As my Twitter feed reveals, historical sleuths have been racking their brains over the last few days seeking a group of notables that would fit this multigenerational “family.” It has been the hope of many that some close friend or relative of Alexander himself would emerge from the tomb’s vast circumference, since the structure’s apparent date, the last quarter of the 4th century B.C., coincides closely with the era of Alexander’s death. Certainly, plenty of Macedonian leaders became corpses in the turmoil of that era, when a vast empire, stretching from modern Albania to western Pakistan, was rendered leaderless by Alexander’s sudden and unforeseen death. But so far, no match has turned up.
The age assigned to the female skeleton briefly gave hope to the group I call the Olympiasts, those who have been rooting for Alexander’s mother Olympias to emerge from the finds. Olympias could conceivably have been over 60 at the time of her death (her birth year is not known with precision), and she had close links with Amphipolis. But, as her more level-headed fans have noted, Olympias had no middle-aged male relatives, and certainly no infant kin, who might have been buried with her. And, as one Olympiast grimly observed, we would not expect the cranium of a queen who was executed by stoning to be as intact as this one is.
The marks of violence on the bones of the 35-year-old man have excited a different cheering section: those rooting for Philip III, a half-brother of Alexander who became king despite a cognitive disability (the royal house being at this time woefully short of heirs). Philip died in a political overthrow in 316 B.C. when he was approximately 35. But, our sources tell us that Philip was not stabbed but starved to death (by Olympias, his stepmother), and moreover was buried with full honors after another putsch had brought his partisans to power. Such a royal burial could only have taken place in Aegae, the ancient Macedonian capital (modern Vergina), and indeed a tomb discovered there in the 1970’s is thought by some to be his (but that’s another story).

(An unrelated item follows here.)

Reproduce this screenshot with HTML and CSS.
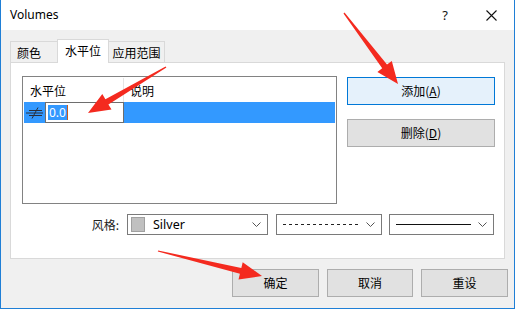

It may be a long time before this “Amphipolis CSI” mystery yields a resolution. But whatever the outcome, the intensity of the forensic quest is fascinating in itself. It seems clear that these bones, especially the ones marked by blades, have created a more direct link to the past than any vase or marble statue. Here is a snapshot in time, the vivid truth of what one individual suffered, at the hands of his enemy, at the moment of death. Could we but put a name to his remains, or link them to one of the many battle narratives found in surviving literary sources, we could achieve a direct link to the human meaning of history.
A similar impulse drives the Tutmania that continues to sweep the West nearly a century after the recovery of Tutankhamun’s mummy. Tut is the rare case of an ancient king whose remains can be securely identified and matched with a historical narrative. As a result, specialists pore over these bones year after year, as the television cameras roll, displaying evidence of a chariot crash here, a club foot there, a blow to the head, a hippo attack. The physical marks of an active life, or of a violent death, convince us of a young man who really lived and died.
Someday, the sword victim of Amphipolis and his four companions may be the object of similarly fetishistic attention. Historical study is most intense when it centers on flesh-and-blood individuals. But absent flesh or blood, we who deal with ancient history can, on occasion, conjure with bones.